AT 2015 AAAAI ANNUAL MEETING
HOUSTON (FRONTLINE MEDICAL NEWS) – Fully 22% of the anaphylactic events occurring in students while attending U.S. schools, grades kindergarten through high school, are first episodes with no previous known allergy.
That was just one of several surprising findings in the first-ever national study of anaphylactic events and the use of epinephrine autoinjectors in U.S. schools.
“The big surprise for me was how frequently there was no known allergy. For those kids, having epinephrine stocked in the school was potentially life saving. And it underscores the importance that the teaching staff and aides and nurses know how to recognize anaphylaxis, because they wouldn’t know that that child was even at risk,” Dr. Martha V. White said at the annual meeting of the American Academy of Allergy, Asthma, and Immunology.
Dr. White, an allergist in private practice in Wheaton, Md., was lead investigator in the survey of schools participating in the national EPIPEN4SCHOOLS program. The program, conducted by Mylan, provides free EpiPen epinephrine autoinjectors to schools that can document that they have staff trained in their use. The epinephrine autoinjectors (EAIs) are stored at school for use in anyone experiencing anaphylaxis who doesn’t have their own.
The survey provides the clearest picture yet of anaphylaxis in school settings. It included all reported anaphylactic events occurring during the 2013-2014 school year at 6,019 responding U.S. schools. A total of 919 anaphylactic events were reported by 11% of the schools. Eighty-nine percent of the episodes occurred in students, the rest in school staff or visitors.
Twenty percent of anaphylactic events in students were associated with unknown triggers. When a trigger was identified, it was food in 62% of cases, an insect bite or sting in 10%, a medication or environmental trigger in 7%, and latex in 1%.
Among the surprising findings:
Epinephrine wasn’t used in 25% of anaphylactic events. Most of those events were treated with an oral antihistamine, a finding that caused Dr. White to bristle.
“That’s an educational opportunity, because antihistamines won’t stop allergic reactions,” she said in an interview. “They might make you feel like you’re doing something – they might help with the itching – but antihistamines aren’t going to actually stop an allergic reaction.”
Twenty percent of individuals with anaphylaxis weren’t sent to a hospital emergency department. “That’s another opportunity for education because you can have a recurrence of the anaphylaxis,” the allergist noted.
Indeed, roughly 20% of patients who experience anaphylaxis have a biphasic reaction, with recurrence of symptoms up to 38 hours after the first reaction. For this reason, the product labeling for EIAs states that emergency medical follow-up treatment is recommended after treatment of an anaphylactic event.
High school students appear to be at increased risk for in-school anaphylactic events. High schoolers accounted for 18% of the total K-12 student population, but they experienced 49% of all anaphylactic events.

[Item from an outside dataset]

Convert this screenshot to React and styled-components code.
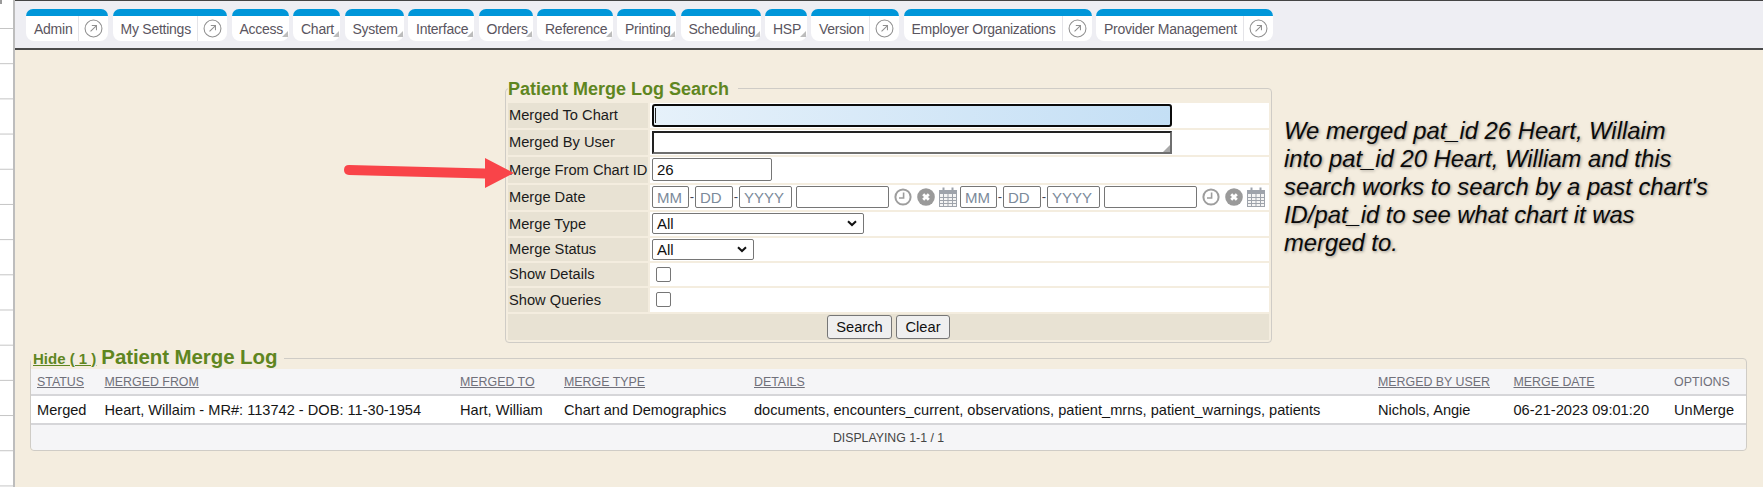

School staff varied widely in their preparedness to recognize anaphylaxis and treat it with an EAI. At 36% of schools, only the school nurse and select staff were trained to recognize anaphylaxis. Twenty-nine percent of schools trained most staff, and 31% trained all staff, including coaches, athletic trainers, and office staff. More adults on campus were trained to recognize anaphylaxis than to actually administer epinephrine.
Mylan is continuing to operate the EPIPEN4SCHOOLS program. That’s good news, Dr. White said, because some major health insurance companies refuse to pay for two sets of EAIs – one for home and another for school – forcing parents to decide in which setting to leave their child unprotected.
“Remember, the autoinjector needs to be where the child is,” Dr. White said.
The survey was supported by Mylan. Dr. White reported serving on Mylan’s scientific advisory board and receiving research grants from most pharmaceutical companies with an interest in asthma medications.